What is required
Leave out the pictures and retype only the lines from the opening line to the line that holds "border-[#d8cee2] px-[19px] pt-[18.5px]", both ends included.

[Entries with page source code]

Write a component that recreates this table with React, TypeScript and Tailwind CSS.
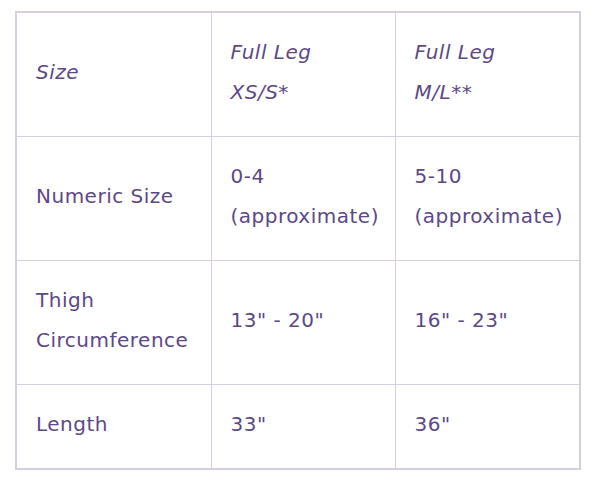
const rows: [string, string[], string[]][] = [
  ["Numeric Size", ["0-4", "(approximate)"], ["5-10", "(approximate)"]],
  ["Thigh Circumference", ["13\" - 20\""], ["16\" - 23\""]],
  ["Length", ["33\""], ["36\""]],
];

const cell =
  "border border-[#d8cee2] px-[19px] pt-[18.5px] pb-[24.5px] align-middle text-left font-normal";

export default function App() {
  return (
    <div className="bg-white pl-[15px] pt-[11px] w-[600px] h-[487px] font-['DejaVu_Sans',sans-serif] text-[20px] leading-[40px] tracking-[0.025em] text-[#5d4886]">
      <table className="border-collapse border-2 border-[#d8cee2] w-[564px] table-fixed">
        <colgroup>
          <col className="w-[195px]" />
          <col className="w-[184px]" />
          <col className="w-[185px]" />
        </colgroup>
        <thead>
          <tr>
            <th className={cell + " italic"}>Size</th>
            <th className={cell + " italic"}>
              Full Leg
              <br />
              XS/S*
            </th>
            <th className={cell + " italic"}>
              Full Leg
              <br />
              M/L**
            </th>
          </tr>
        </thead>
        <tbody>
          {rows.map(([label, a, b]) => (
            <tr key={label}>
              <td className={cell}>
                {label === "Thigh Circumference" ? (
                  <>
                    Thigh
                    <br />
                    Circumference
                  </>
                ) : (
                  label
                )}
              </td>
              <td className={cell}>
                {a.map((t, i) => (
                  <div key={i}>{t}</div>
                ))}
              </td>
              <td className={cell}>
                {b.map((t, i) => (
                  <div key={i}>{t}</div>
                ))}
              </td>
            </tr>
          ))}
        </tbody>
      </table>
    </div>
  );
}
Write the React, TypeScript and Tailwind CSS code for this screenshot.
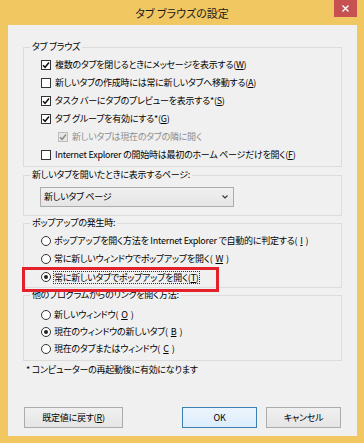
import React from 'react'

const Acc = ({ k }: { k: string }) => <span className="underline">{k}</span>

function Check({ checked, disabled }: { checked?: boolean; disabled?: boolean }) {
  return (
    <span
      className={
        'flex h-[10px] w-[10px] shrink-0 items-center justify-center border ' +
        (disabled ? 'border-[#bcbcbc] bg-[#e6e6e6]' : 'border-[#333] bg-white')
      }
    >
      {checked && (
        <svg width="8" height="8" viewBox="0 0 8 8">
          <path
            d="M1 4.2 L3.1 6.3 L7 1.6"
            fill="none"
            stroke={disabled ? '#8a8a8a' : '#111'}
            strokeWidth="1.5"
          />
        </svg>
      )}
    </span>
  )
}

function Radio({ checked }: { checked?: boolean }) {
  return (
    <span className="flex h-[10px] w-[10px] shrink-0 items-center justify-center rounded-full border border-[#333] bg-white">
      {checked && <span className="h-[4px] w-[4px] rounded-full bg-[#222]" />}
    </span>
  )
}

function CheckRow({ children, checked, disabled, indent }: { children: React.ReactNode; checked?: boolean; disabled?: boolean; indent?: boolean }) {
  return (
    <div className={'flex h-[18px] items-center gap-[4px] ' + (indent ? 'pl-[34px]' : 'pl-[17px]')}>
      <Check checked={checked} disabled={disabled} />
      <span className={disabled ? 'text-[#8d8d8d]' : ''}>{children}</span>
    </div>
  )
}

function RadioRow({ children, checked, h17 }: { children: React.ReactNode; checked?: boolean; h17?: boolean }) {
  return (
    <div className={'flex items-center gap-[3px] pl-[17px] ' + (h17 ? 'h-[17px]' : 'h-[18px]')}>
      <Radio checked={checked} />
      {children}
    </div>
  )
}

const Legend = ({ children }: { children: React.ReactNode }) => (
  <legend className="ml-[6px] px-[2px] leading-[14px]">{children}</legend>
)

export default function App() {
  return (
    <div className="flex h-[443px] w-[364px] flex-col bg-[#f1c762] font-['Noto_Sans_CJK_JP','Noto_Sans',sans-serif] text-[9px] tracking-[-0.25px] text-black [font-feature-settings:'palt']">
      {/* title bar */}
      <div className="relative flex h-[25px] shrink-0 items-center justify-center">
        <span className="pt-[1px] text-[11px] tracking-normal text-[#1a1a1a]">タブ ブラウズの設定</span>
        <div className="absolute right-[7px] top-0 flex h-[17px] w-[23px] items-center justify-center bg-[#c75050]">
          <svg width="7" height="7" viewBox="0 0 7 7">
            <path d="M0.5 0.5 L6.5 6.5 M6.5 0.5 L0.5 6.5" stroke="#fff" strokeWidth="1.4" />
          </svg>
        </div>
      </div>

      {/* client area */}
      <div className="relative mx-[7px] mb-[7px] ml-[8px] flex flex-1 flex-col bg-[#f0f0f0] px-[15px] pt-[15px]">
        <fieldset className="border border-[#dcdcdc] pb-[2px]">
          <Legend>タブ ブラウズ</Legend>
          <div className="mt-[2px]">
            <CheckRow checked>複数のタブを閉じるときにメッセージを表示する(<Acc k="W" />)</CheckRow>
            <CheckRow>新しいタブの作成時には常に新しいタブへ移動する(<Acc k="A" />)</CheckRow>
            <CheckRow checked>タスク バーにタブのプレビューを表示する*(<Acc k="S" />)</CheckRow>
            <CheckRow checked>タブ グループを有効にする*(<Acc k="G" />)</CheckRow>
            <CheckRow checked disabled indent>新しいタブは現在のタブの隣に開く</CheckRow>
            <CheckRow>Internet Explorer の開始時は最初のホーム ページだけを開く(<Acc k="F" />)</CheckRow>
          </div>
        </fieldset>

        <fieldset className="mt-[1px] border border-[#dcdcdc] pb-[8px]">
          <Legend>新しいタブを開いたときに表示するページ:</Legend>
          <div className="ml-[16px] mt-[5px] flex h-[20px] w-[194px] items-center justify-between border border-[#acacac] bg-gradient-to-b from-[#f0f0f0] to-[#e5e5e5] pl-[3px] pr-[5px]">
            <span>新しいタブ ページ</span>
            <svg width="6" height="4" viewBox="0 0 6 4">
              <path d="M0.5 0.5 L3 3 L5.5 0.5" fill="none" stroke="#333" strokeWidth="1.1" />
            </svg>
          </div>
        </fieldset>

        <fieldset className="border border-[#dcdcdc] pb-[1px]">
          <Legend>ポップアップの発生時:</Legend>
          <div className="mt-[2px]">
            <RadioRow>ポップアップを開く方法を Internet Explorer で自動的に判定する(<Acc k="I" />)</RadioRow>
            <RadioRow>常に新しいウィンドウでポップアップを開く(<Acc k="W" />)</RadioRow>
            <RadioRow checked>
              <span className="outline-1 outline-dotted outline-[#333] leading-[11px]">常に新しいタブでポップアップを開く(<Acc k="T" />)</span>
            </RadioRow>
          </div>
        </fieldset>

        <fieldset className="border border-[#dcdcdc] pb-[3px]">
          <Legend>他のプログラムからのリンクを開く方法:</Legend>
          <div className="mt-[4px]">
            <RadioRow h17>新しいウィンドウ(<Acc k="O" />)</RadioRow>
            <RadioRow h17 checked>現在のウィンドウの新しいタブ(<Acc k="B" />)</RadioRow>
            <RadioRow h17>現在のタブまたはウィンドウ(<Acc k="C" />)</RadioRow>
          </div>
        </fieldset>

        <p className="mt-[1px] pl-[3px] leading-[16px]">* コンピューターの再起動後に有効になります</p>

        <div className="mt-auto mb-[8px] flex pl-[1px]">
          <button className="h-[21px] w-[99px] border border-[#acacac] bg-gradient-to-b from-[#f0f0f0] to-[#e5e5e5]">
            既定値に戻す(<Acc k="R" />)
          </button>
          <button className="ml-auto h-[21px] w-[75px] border border-[#3c7fb1] bg-gradient-to-b from-[#ecf4fc] to-[#dcecfc]">
            OK
          </button>
          <button className="ml-[9px] mr-[1px] h-[21px] w-[75px] border border-[#acacac] bg-gradient-to-b from-[#f0f0f0] to-[#e5e5e5]">
            キャンセル
          </button>
        </div>

        {/* red highlight */}
        <div className="pointer-events-none absolute left-[14px] top-[242px] h-[25px] w-[197px] border-[3px] border-[#e4202a]" />
      </div>
    </div>
  )
}
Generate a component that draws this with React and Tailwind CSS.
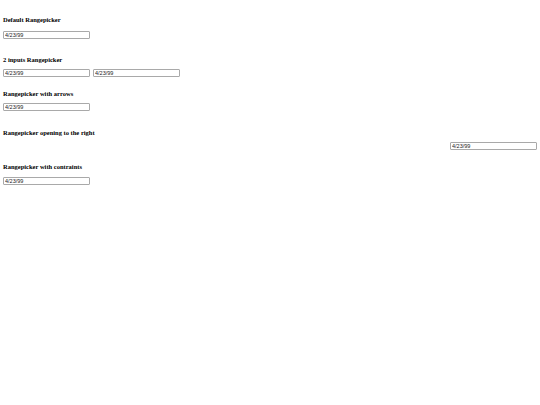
export default function App() {
  const h = "text-[6.5px] leading-[8px] font-bold text-black [font-family:'Liberation_Serif',serif] m-0";
  const inp = "block w-[87px] h-[8px] border border-[#a9a9a9] rounded-[1px] px-[1px] text-[5.5px] leading-[6px] text-[#222] [font-family:'Liberation_Sans',Arial,sans-serif] bg-white";
  const Input = ({ cls = "" }) => (
    <input readOnly value="4/23/99" className={inp + " " + cls} />
  );
  return (
    <div className="w-[540px] h-[405px] bg-white pl-[3px] pr-[3px] pt-[16px]">
      <h4 className={h}>Default Rangepicker</h4>
      <div className="mt-[7px]"><Input /></div>
      <h4 className={h + " mt-[17px]"}>2 inputs Rangepicker</h4>
      <div className="mt-[5px] flex gap-[3px]"><Input /><Input /></div>
      <h4 className={h + " mt-[13px]"}>Rangepicker with arrows</h4>
      <div className="mt-[5px]"><Input /></div>
      <h4 className={h + " mt-[18px]"}>Rangepicker opening to the right</h4>
      <div className="mt-[5px] flex justify-end"><Input /></div>
      <h4 className={h + " mt-[13px]"}>Rangepicker with contraints</h4>
      <div className="mt-[6px]"><Input /></div>
    </div>
  );
}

Worked solution
Write a component that recreates this table with React, TypeScript and Tailwind CSS.
const rows: [string, string[], string[]][] = [
  ["Numeric Size", ["0-4", "(approximate)"], ["5-10", "(approximate)"]],
  ["Thigh Circumference", ["13\" - 20\""], ["16\" - 23\""]],
  ["Length", ["33\""], ["36\""]],
];

const cell =
  "border border-[#d8cee2] px-[19px] pt-[18.5px] pb-[24.5px] align-middle text-left font-normal";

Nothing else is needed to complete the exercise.